Search code examples
sqlalchemy

Supplement SQLAlchemy Results With Python Functions


Is there any way to use python functions in a(n) SQLAlchemy select()? I want to be able to do something like this:

select(Table.id, python_func(Table.type))

The expectation would be that the library issues a SELECT id, type FROM table statement to fetch the data. When the data is being converted to Rows, it would call the python function with the type and use the result of that function for one of the column values.

[(1, 'output_for_1'), (2, 'output_for_2'), ...]

I considered using hybrid_property. This would work fine for accessing the data for an object that is already loaded into memory, but fails when including the property in a SELECT clause. The logic in python does not have a(n) SQL equivalent, so it errors trying to generate the SQL statement. This approach might work if I could tell SQLAlchemy to just do nothing in the SQL, but I haven't found a way to do that yet.

    @hybrid_property
    def type_message(self) -> str:
        return get_lookup_detail('TYPE', self.type)

    @type_message.inplace.expression
    @classmethod
    def _type_message_exp(cls) -> ColumnElement:
        return ColumnElement()  # any way to return an "empty" clause so no SQL is rendered?

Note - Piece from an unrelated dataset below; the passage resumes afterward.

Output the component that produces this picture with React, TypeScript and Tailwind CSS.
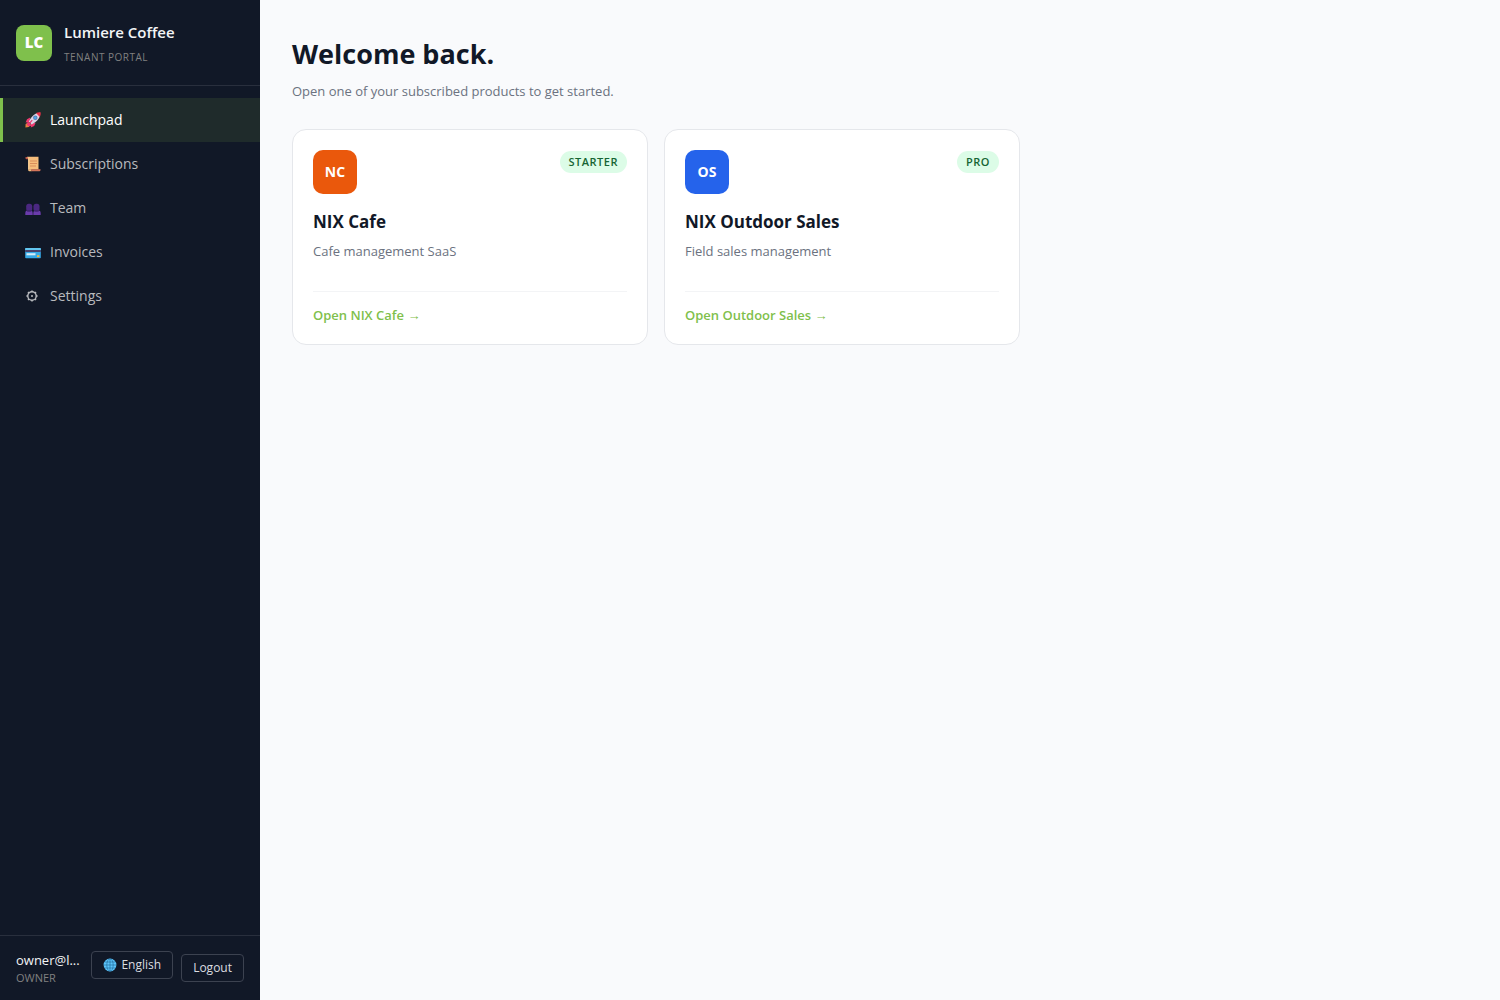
import type { ReactNode } from 'react'

function RocketIcon() {
  return (
    <svg viewBox="0 0 16 16" className="size-4" aria-hidden="true">
      <path d="M3.6 10.2 0.6 12l-.2 3.6 3.4-.6 2-2.8z" fill="#e8843c" />
      <path d="M5.2 5.6 2 7.2.6 10.6l3.8-.6zM10.6 10.8 9.2 14l-3.4 1.6.4-4z" fill="#f0386f" />
      <path d="M2.8 9.6 1.6 12.4l2 2 3-1z" fill="#f0386f" />
      <path d="M14.8.8C10.6.8 6.6 3.6 3.8 9.6l2.8 2.8c6-2.8 8.8-7 8.4-11.2z" fill="#dcd3e4" />
      <path d="M15.6.3c-1.6-.2-3.2.1-4.6.8l3.8 3.9c.8-1.4 1.1-3 .8-4.7z" fill="#ee3048" />
      <circle cx="10.3" cy="5.7" r="2.2" fill="#5f7fb0" />
      <circle cx="10.3" cy="5.7" r="1.3" fill="#4aa8f0" />
      <path d="M7.2 8.2 4 12" stroke="#f0386f" strokeWidth="1.2" />
    </svg>
  )
}

function ScrollIcon() {
  return (
    <svg viewBox="0 0 16 16" className="size-4" aria-hidden="true">
      <path d="M.5 1h3v2.2h-2A1 1 0 0 1 .5 2.2z" fill="#b9574a" />
      <path d="M2 .8h11.5v12.7H3.2V2.4z" fill="#f6bd7c" />
      <path d="M3.2 2.4v11.1h1V1z" fill="#fbd29c" />
      <path d="M5 5h7M5 7.5h7M5 10h6" stroke="#d98d5b" />
      <path d="M3.2 13.2h3.3v2H4.4a1.2 1.2 0 0 1-1.2-1.2z" fill="#f6bd7c" />
      <path d="M6.3 13.2h9.2v.8a1.2 1.2 0 0 1-1.2 1.2H6.3z" fill="#d4745a" />
    </svg>
  )
}

function PeopleIcon() {
  return (
    <svg viewBox="0 0 16 16" className="mt-0.5 size-4" aria-hidden="true">
      <path d="M.3 14v-2.2a2.3 2.3 0 0 1 2.3-2.3h2.8a2.3 2.3 0 0 1 2.3 2.3V14z" fill="#6a3bab" />
      <path d="M8.3 14v-2.2a2.3 2.3 0 0 1 2.3-2.3h2.8a2.3 2.3 0 0 1 2.3 2.3V14z" fill="#6a3bab" />
      <rect x="1.2" y="2.8" width="6" height="7.7" rx="2.5" fill="#4b2881" />
      <rect x="8.5" y="2.8" width="6" height="7.7" rx="2.5" fill="#4b2881" />
      <path d="M2 10h4.4M9.3 10h4.4" stroke="#2b1c55" strokeWidth=".7" />
    </svg>
  )
}

function CardIcon() {
  return (
    <svg viewBox="0 0 16 16" className="mt-px size-4" aria-hidden="true">
      <rect x=".2" y="3" width="15.6" height="10.3" rx=".8" fill="#35a9e6" />
      <path d="M.2 3.8A.8.8 0 0 1 1 3h14a.8.8 0 0 1 .8.8V5H.2z" fill="#63c6ef" />
      <path d="M.2 5h15.6v2H.2z" fill="#49426b" />
      <path d="M1.5 8.2h9v2.1h-9z" fill="#d5edf8" />
      <path d="M12 10.2h2.4v1.9H12z" fill="#f6b73c" />
    </svg>
  )
}

function GearIcon() {
  return (
    <svg
      viewBox="0 0 16 16"
      className="mr-[3px] size-4"
      fill="none"
      stroke="currentColor"
      aria-hidden="true"
    >
      <circle cx="8" cy="8" r="4.2" strokeWidth="1.4" />
      <circle cx="8" cy="8" r="1" fill="currentColor" stroke="none" />
      <path
        d="M8 4V2.4M8 12v1.6M4 8H2.4M12 8h1.6M5 5 4 4M11 5l1-1M5 11l-1 1M11 11l1 1"
        strokeWidth="1.5"
      />
    </svg>
  )
}

function GlobeIcon() {
  return (
    <svg viewBox="0 0 14 14" className="size-3.5" fill="none" aria-hidden="true">
      <circle cx="7" cy="7" r="6.4" fill="#5cc4fa" />
      <path
        d="M.8 7h12.4M7 .8v12.4M1.8 4h10.4M1.8 10h10.4"
        stroke="#1d6496"
        strokeWidth=".6"
      />
      <ellipse cx="7" cy="7" rx="3.2" ry="6.2" stroke="#1d6496" strokeWidth=".6" />
    </svg>
  )
}

type NavItem = {
  label: string
  href: string
  icon: ReactNode
  active?: boolean
}

const navItems: NavItem[] = [
  { label: 'Launchpad', href: '#launchpad', icon: <RocketIcon />, active: true },
  { label: 'Subscriptions', href: '#subscriptions', icon: <ScrollIcon /> },
  { label: 'Team', href: '#team', icon: <PeopleIcon /> },
  { label: 'Invoices', href: '#invoices', icon: <CardIcon /> },
  { label: 'Settings', href: '#settings', icon: <GearIcon /> },
]

const products = [
  {
    code: 'NC',
    name: 'NIX Cafe',
    description: 'Cafe management SaaS',
    plan: 'STARTER',
    cta: 'Open NIX Cafe',
    color: 'bg-[#ea580c]',
    href: '#nix-cafe',
  },
  {
    code: 'OS',
    name: 'NIX Outdoor Sales',
    description: 'Field sales management',
    plan: 'PRO',
    cta: 'Open Outdoor Sales',
    color: 'bg-[#2563eb]',
    href: '#outdoor-sales',
  },
]

function Sidebar() {
  return (
    <aside className="sticky top-0 flex h-screen w-65 shrink-0 flex-col bg-[#111827]">
      <div className="flex items-center gap-3 border-b border-white/10 px-4 py-5">
        <div className="flex size-9 items-center justify-center rounded-lg bg-[#7fc04c] text-[15px] font-extrabold text-white">
          LC
        </div>
        <div className="min-w-0">
          <div className="truncate text-[15px] font-semibold leading-[25px] text-[#f3f4f6]">
            Lumiere Coffee
          </div>
          <div className="mt-1 text-[10px] leading-4 tracking-[0.5px] text-[#808080]">
            TENANT PORTAL
          </div>
        </div>
      </div>

      <nav className="flex-1 py-3" aria-label="Main">
        {navItems.map((item) => (
          <a
            key={item.label}
            href={item.href}
            aria-current={item.active ? 'page' : undefined}
            className={`flex h-11 items-center gap-[7px] border-l-[3px] pl-5 text-sm ${
              item.active
                ? 'border-[#7fc04c] bg-[#1f2b2b] font-medium text-white'
                : 'border-transparent text-[#b8babe]'
            }`}
          >
            <span className="flex w-5 justify-center">{item.icon}</span>
            {item.label}
          </a>
        ))}
      </nav>

      <div className="flex items-center gap-2 border-t border-white/10 px-4 py-3.5">
        <div className="min-w-0 flex-1">
          <div className="whitespace-nowrap text-[13px] leading-5 text-[#f3f4f6]">owner@l...</div>
          <div className="text-[11px] leading-4 text-[#808080]">OWNER</div>
        </div>
        <div className="pb-1.5">
          <button
            type="button"
            className="flex h-7 items-center gap-1 rounded border border-[#3c4250] px-[11px] text-xs text-[#dcdde0]"
          >
            <GlobeIcon />
            English
          </button>
        </div>
        <button
          type="button"
          className="h-7 rounded border border-[#3c4250] px-[11px] text-xs text-[#dcdde0]"
        >
          Logout
        </button>
      </div>
    </aside>
  )
}

export default function App() {
  return (
    <div className="flex min-h-screen bg-[#f9fafc] font-['Open_Sans','Noto_Sans',sans-serif]">
      <Sidebar />

      <main className="min-w-0 flex-1 p-8">
        <h1 className="mt-1 text-[27px] font-bold leading-9 text-[#111827]">Welcome back.</h1>
        <p className="mt-[7px] text-[13px] leading-6 text-[#6b7280]">
          Open one of your subscribed products to get started.
        </p>

        <div className="mt-[26px] grid max-w-[1100px] grid-cols-[repeat(auto-fill,minmax(280px,1fr))] gap-4">
          {products.map((product) => (
            <article
              key={product.code}
              className="rounded-[14px] border border-[#e5e7eb] bg-white p-5"
            >
              <div className="flex items-start justify-between">
                <div
                  className={`flex size-11 items-center justify-center rounded-[10px] text-sm font-bold text-white ${product.color}`}
                >
                  {product.code}
                </div>
                <span className="mt-px rounded-full bg-[#dcfce7] px-[9px] text-[11px] font-semibold leading-[22px] tracking-[0.5px] text-[#166534]">
                  {product.plan}
                </span>
              </div>
              <h2 className="mt-4 text-[17px] font-bold leading-6 text-[#111827]">
                {product.name}
              </h2>
              <p className="mt-1.5 min-h-[37px] text-[13px] leading-[22px] text-[#6b7280]">
                {product.description}
              </p>
              <div className="mt-3.5 border-t border-[#f3f4f6] pt-3.5">
                <a
                  href={product.href}
                  className="block text-[13px] font-semibold leading-[18px] text-[#7fc04c]"
                >
                  {product.cta} →
                </a>
              </div>
            </article>
          ))}
        </div>
      </main>
    </div>
  )
}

I tried setting the expression to null().label('type_message') so that the SQL would just select NULL, but then the type_message property is shown as None at runtime and the function call is not executed.


Solution

  • I've spent more time on this and came up with two options. The first one I did was to just perform post-processing on the SQL results.

    def _transformer(row: dict):
        row['type'] = get_lookup_detail('TYPE', row['type'])
        return row
    
    results = [_transformer(row._asdict()) for row in session.execute(select(Table.id, Table.type)).all()]
    

    This worked well enough for my needs, but I didn't really love the idea of adding an extra round of iteration through the results and needing to convert all of the rows to dicts. While I was in the SQLAlchemy documentation for other reasons, I came across TypeDecorator and the type_coerce() function. This gave me another idea that is more like what I was originally looking for.

    class LookupDetail(TypeDecorator):
        impl = String
        cache_ok = True
    
        def process_result_value(self, value, dialect):
            return get_lookup_detail('TYPE', value)
    
    stmt = select(Table.id,
                  type_coerce(Table.type, LookupDetail()))
    session.execute(stmt).all()
    

    My (very unscientific) testing suggests that the performance of these two approaches is very similar on small result sets (on the scale of dozens of rows). Unfortunately, I don't have a good example to test a larger volume on right now.

    At least for the smaller result sets that I tested, it seems that choosing between them is more of a personal preference. The first option is maybe a little simpler code, but is not necessarily as easy to reuse. You may need to create new transformer functions for every query. There's also a risk that this does not scale well to large result sets.

    The second option is maybe a little less intuitive at first glance, but it is taking advantage of core features of the SQLAlchemy library. It doesn't require additional iterations since the function is called while the results are being processed by SQLAlchemy, so the risk of performance degradation while scaling is less.

    One final difference between the two approaches is the ability to execute functions that require multiple columns. For example, say you wanted to have a field that indicated if the person was above or below the average salary for their position. To calculate this you probably need to call a function that needs the person's position and their salary. With the first approach this is really easy since you have access to the whole row as a dict object. For the second approach, you'd need to do something to combine the two columns in SQL, then parse out the separate values in process_result_value() before calling the function.